- _Given task_
Extract the text of every entry below exactly; leave images out.

- _Data to use_
****************

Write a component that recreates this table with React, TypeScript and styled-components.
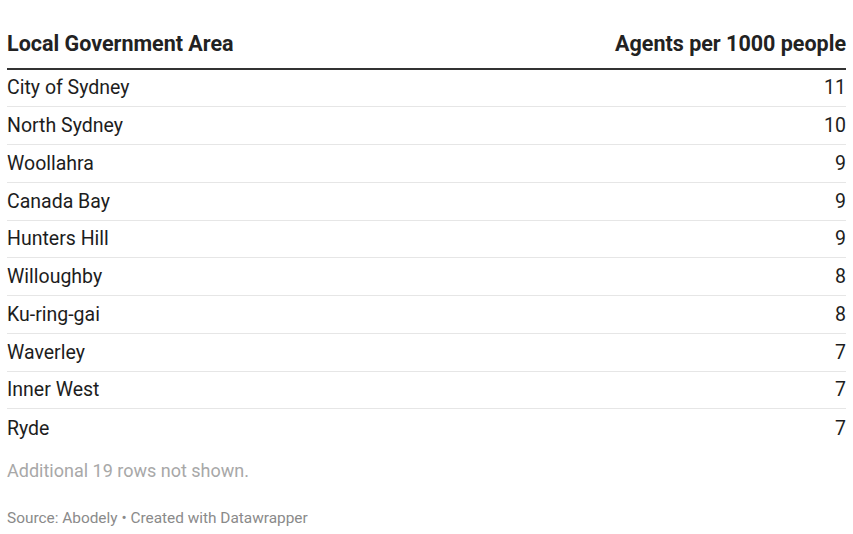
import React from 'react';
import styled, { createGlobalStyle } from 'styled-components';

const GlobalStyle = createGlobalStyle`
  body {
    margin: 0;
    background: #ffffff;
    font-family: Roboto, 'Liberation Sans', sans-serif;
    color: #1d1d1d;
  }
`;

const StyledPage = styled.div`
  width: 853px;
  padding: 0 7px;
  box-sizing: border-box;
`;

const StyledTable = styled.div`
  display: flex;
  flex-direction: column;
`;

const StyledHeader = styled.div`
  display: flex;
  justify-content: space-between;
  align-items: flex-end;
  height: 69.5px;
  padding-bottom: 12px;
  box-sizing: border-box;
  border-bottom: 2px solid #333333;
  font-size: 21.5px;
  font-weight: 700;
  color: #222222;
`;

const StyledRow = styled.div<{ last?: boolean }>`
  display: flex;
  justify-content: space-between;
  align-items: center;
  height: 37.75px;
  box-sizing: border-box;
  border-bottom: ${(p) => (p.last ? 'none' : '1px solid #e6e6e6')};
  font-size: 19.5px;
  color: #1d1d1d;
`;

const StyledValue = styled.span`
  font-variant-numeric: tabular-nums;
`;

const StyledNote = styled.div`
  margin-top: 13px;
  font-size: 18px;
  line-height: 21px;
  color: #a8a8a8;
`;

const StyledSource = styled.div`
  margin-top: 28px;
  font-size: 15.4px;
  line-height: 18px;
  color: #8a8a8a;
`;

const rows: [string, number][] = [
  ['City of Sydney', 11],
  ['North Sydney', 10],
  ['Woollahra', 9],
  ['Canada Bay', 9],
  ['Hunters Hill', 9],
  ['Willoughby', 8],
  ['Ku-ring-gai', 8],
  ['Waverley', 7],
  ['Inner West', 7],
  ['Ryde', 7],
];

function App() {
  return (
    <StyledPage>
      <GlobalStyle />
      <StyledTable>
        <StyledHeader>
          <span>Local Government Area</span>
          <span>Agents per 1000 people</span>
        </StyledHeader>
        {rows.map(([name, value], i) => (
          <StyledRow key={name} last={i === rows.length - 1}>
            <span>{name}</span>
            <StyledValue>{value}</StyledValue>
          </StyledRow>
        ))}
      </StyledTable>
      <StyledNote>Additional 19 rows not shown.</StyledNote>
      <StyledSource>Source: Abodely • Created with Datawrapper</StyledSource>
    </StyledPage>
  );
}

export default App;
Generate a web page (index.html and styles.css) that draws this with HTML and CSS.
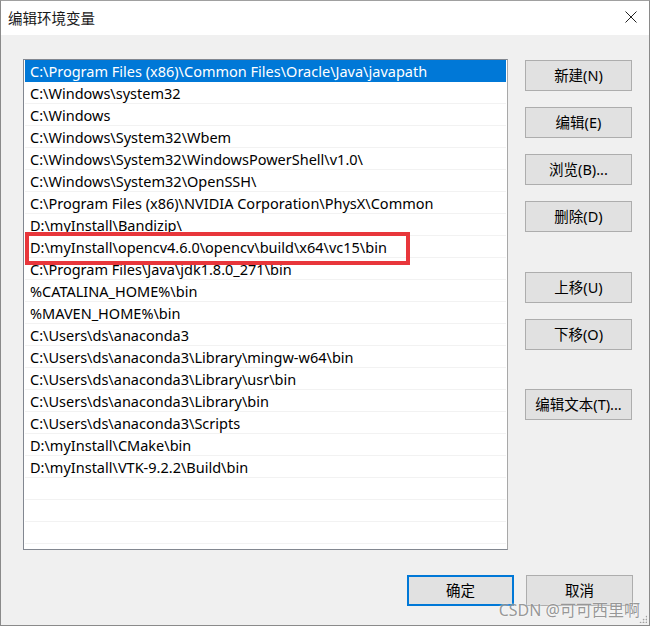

****************

- _Problem solution_
Write a component that recreates this table with React, TypeScript and styled-components.
import React from 'react';
import styled, { createGlobalStyle } from 'styled-components';

const GlobalStyle = createGlobalStyle`
  body {
    margin: 0;
    background: #ffffff;
    font-family: Roboto, 'Liberation Sans', sans-serif;
    color: #1d1d1d;
  }
`;

const StyledPage = styled.div`
  width: 853px;
  padding: 0 7px;
  box-sizing: border-box;
`;

const StyledTable = styled.div`
  display: flex;
  flex-direction: column;
`;

const StyledHeader = styled.div`
  display: flex;
  justify-content: space-between;
  align-items: flex-end;
  height: 69.5px;
  padding-bottom: 12px;
  box-sizing: border-box;
  border-bottom: 2px solid #333333;
  font-size: 21.5px;
  font-weight: 700;
  color: #222222;
`;

const StyledRow = styled.div<{ last?: boolean }>`
  display: flex;
  justify-content: space-between;
  align-items: center;
  height: 37.75px;
  box-sizing: border-box;
  border-bottom: ${(p) => (p.last ? 'none' : '1px solid #e6e6e6')};
  font-size: 19.5px;
  color: #1d1d1d;
`;

const StyledValue = styled.span`
  font-variant-numeric: tabular-nums;
`;

const StyledNote = styled.div`
  margin-top: 13px;
  font-size: 18px;
  line-height: 21px;
  color: #a8a8a8;
`;

const StyledSource = styled.div`
  margin-top: 28px;
  font-size: 15.4px;
  line-height: 18px;
  color: #8a8a8a;
`;

const rows: [string, number][] = [
  ['City of Sydney', 11],
  ['North Sydney', 10],
  ['Woollahra', 9],
  ['Canada Bay', 9],
  ['Hunters Hill', 9],
  ['Willoughby', 8],
  ['Ku-ring-gai', 8],
  ['Waverley', 7],
  ['Inner West', 7],
  ['Ryde', 7],
];

function App() {
  return (
    <StyledPage>
      <GlobalStyle />
      <StyledTable>
        <StyledHeader>
          <span>Local Government Area</span>
          <span>Agents per 1000 people</span>
        </StyledHeader>
        {rows.map(([name, value], i) => (
          <StyledRow key={name} last={i === rows.length - 1}>
            <span>{name}</span>
            <StyledValue>{value}</StyledValue>
          </StyledRow>
        ))}
      </StyledTable>
      <StyledNote>Additional 19 rows not shown.</StyledNote>
      <StyledSource>Source: Abodely • Created with Datawrapper</StyledSource>
    </StyledPage>
  );
}

export default App;
Generate a web page (index.html and styles.css) that draws this with HTML and CSS.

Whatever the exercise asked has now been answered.